While in general I agree with the libertarianism espoused by Reason ( I did have a subscription for 3 years , after all) there are two points that the editors and writers of the magazine tend to have their heads stuck in the sand about:
A. Uncontrolled illegal immigration into the quasi-welfare state US
B. Economics
Any idea that there might be even the slightest problem with illegal immigration is roundly derided, and the editors and writers are only slightly less likely than usual to pull the "racist" card. Meanwhile, the most simplistic of economic models is trotted out again and again. The fact is , economic models is based on the psychology that humans use when trading.

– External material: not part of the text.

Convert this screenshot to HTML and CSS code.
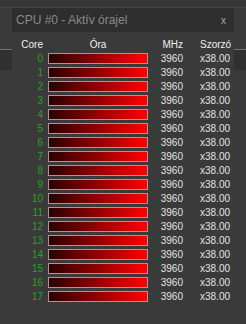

Despite various attempts, no one fully understands human psychology but you'd never know that reading the usual Reason screed about the infinite benefits of global trade.
Southern California, Matt, is dying. As is your state as a whole (see the various articles in your own Rag about the state budget crises) as middle class tax payers flee for other climates while poor and mostly less-educated people replace them. The ability of California to maintain its basic infrastructure -let alone its technological base -is called into question. Meanwhile MOST of your economy over the past ten years was based on the very silliness you celebrate: A housing bubble (not over yet-just wait till the option ARMS's kick in) based on little to no lending standards and corrupt government regulators -not to mention a supply of willing, cheap, illegal labor. You've also got a tourist industry - hey, I live in Baltimore - we have a tourism industry too!

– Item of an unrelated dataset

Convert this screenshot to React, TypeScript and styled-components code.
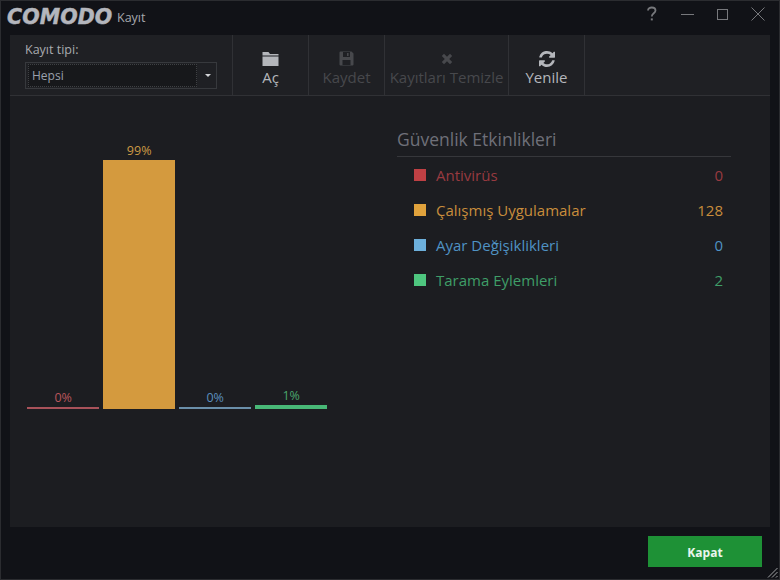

In any case , in part because your policy proscriptions for your state are so wrong-headed (being based on a glass is not only HALF full it IS full version of the world) you and Reason will fully deserve the consequences of your ideological blind spots.
How funny, I found this article via a follower's/follower's tweet and I KNOW that XXX Theatre you mention.
My (ex)husband lived in the neighborhood behind the Cloveroom when we first dated.
In response to your commenters comments, I heard Joe Jost's was originally on Pine Avenue? Also, if you ache for Acres memories, just put "Acres of Books" in youtube search!